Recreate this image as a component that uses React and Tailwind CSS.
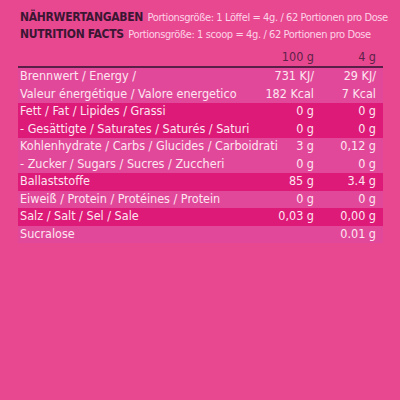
import React from 'react';

const rows = [
  { label: 'Brennwert / Energy /', a: '731 KJ/', b: '29 KJ/', dark: false },
  { label: 'Valeur énergétique / Valore energetico', a: '182 Kcal', b: '7 Kcal', dark: false },
  { label: 'Fett / Fat / Lipides / Grassi', a: '0 g', b: '0 g', dark: true },
  { label: '- Gesättigte / Saturates / Saturés / Saturi', a: '0 g', b: '0 g', dark: true },
  { label: 'Kohlenhydrate / Carbs / Glucides / Carboidrati', a: '3 g', b: '0,12 g', dark: false },
  { label: '- Zucker / Sugars / Sucres / Zuccheri', a: '0 g', b: '0 g', dark: false },
  { label: 'Ballaststoffe', a: '85 g', b: '3.4 g', dark: true },
  { label: 'Eiweiß / Protein / Protéines / Protein', a: '0 g', b: '0 g', dark: false },
  { label: 'Salz / Salt / Sel / Sale', a: '0,03 g', b: '0,00 g', dark: true },
  { label: 'Sucralose', a: '', b: '0.01 g', dark: false },
];

const font = { fontFamily: '"Liberation Sans Narrow", "DejaVu Sans Condensed", "Liberation Sans", sans-serif' };

export default function App() {
  return (
    <div className="w-[400px] h-[400px] bg-[#e8488f] pt-[8px] pl-[18px] pr-[17px]" style={font}>
      <div className="pl-[2px] leading-[15px] whitespace-nowrap">
        <div>
          <span className="font-bold text-[12px] tracking-[-0.3px] text-[#3a1633]">NÄHRWERTANGABEN</span>{' '}
          <span className="text-[11px] tracking-[-0.4px] text-[#fcd3e8]">Portionsgröße: 1 Löffel = 4g. / 62 Portionen pro Dose</span>
        </div>
        <div>
          <span className="font-bold text-[12px] tracking-[-0.3px] text-[#3a1633]">NUTRITION FACTS</span>{' '}
          <span className="text-[11px] tracking-[-0.4px] text-[#fcd3e8]">Portionsgröße: 1 scoop = 4g. / 62 Portionen pro Dose</span>
        </div>
      </div>

      <div className="mt-[7px] flex h-[17px] items-center pr-[7px] text-[12.5px] text-[#5c2249]">
        <div className="flex-1" />
        <div className="w-[60px] shrink-0 text-right">100 g</div>
        <div className="w-[62px] shrink-0 text-right">4 g</div>
      </div>
      <div className="h-[2px] bg-[#5a1f46]" />

      <div className="text-[12.5px] text-[#fde6f1]">
        {rows.map((r, i) => (
          <div
            key={i}
            className={`flex h-[17.5px] items-center pl-[2px] pr-[7px] ${r.dark ? 'bg-[#dd1a78]' : 'bg-[#e2489a]'}`}
          >
            <div className="flex-1 min-w-0 whitespace-nowrap">{r.label}</div>
            <div className="w-[60px] shrink-0 text-right whitespace-nowrap">{r.a}</div>
            <div className="w-[62px] shrink-0 text-right whitespace-nowrap">{r.b}</div>
          </div>
        ))}
      </div>
    </div>
  );
}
◇ ◇ ◇ ◇ ◇ ◇ ◇
Please quote the lines of the material, beginning with the first and ending with the one that contains "import React from 'react';", exactly as written and without any pictures.

Recreate this image as a component that uses React and Tailwind CSS.
import React from 'react';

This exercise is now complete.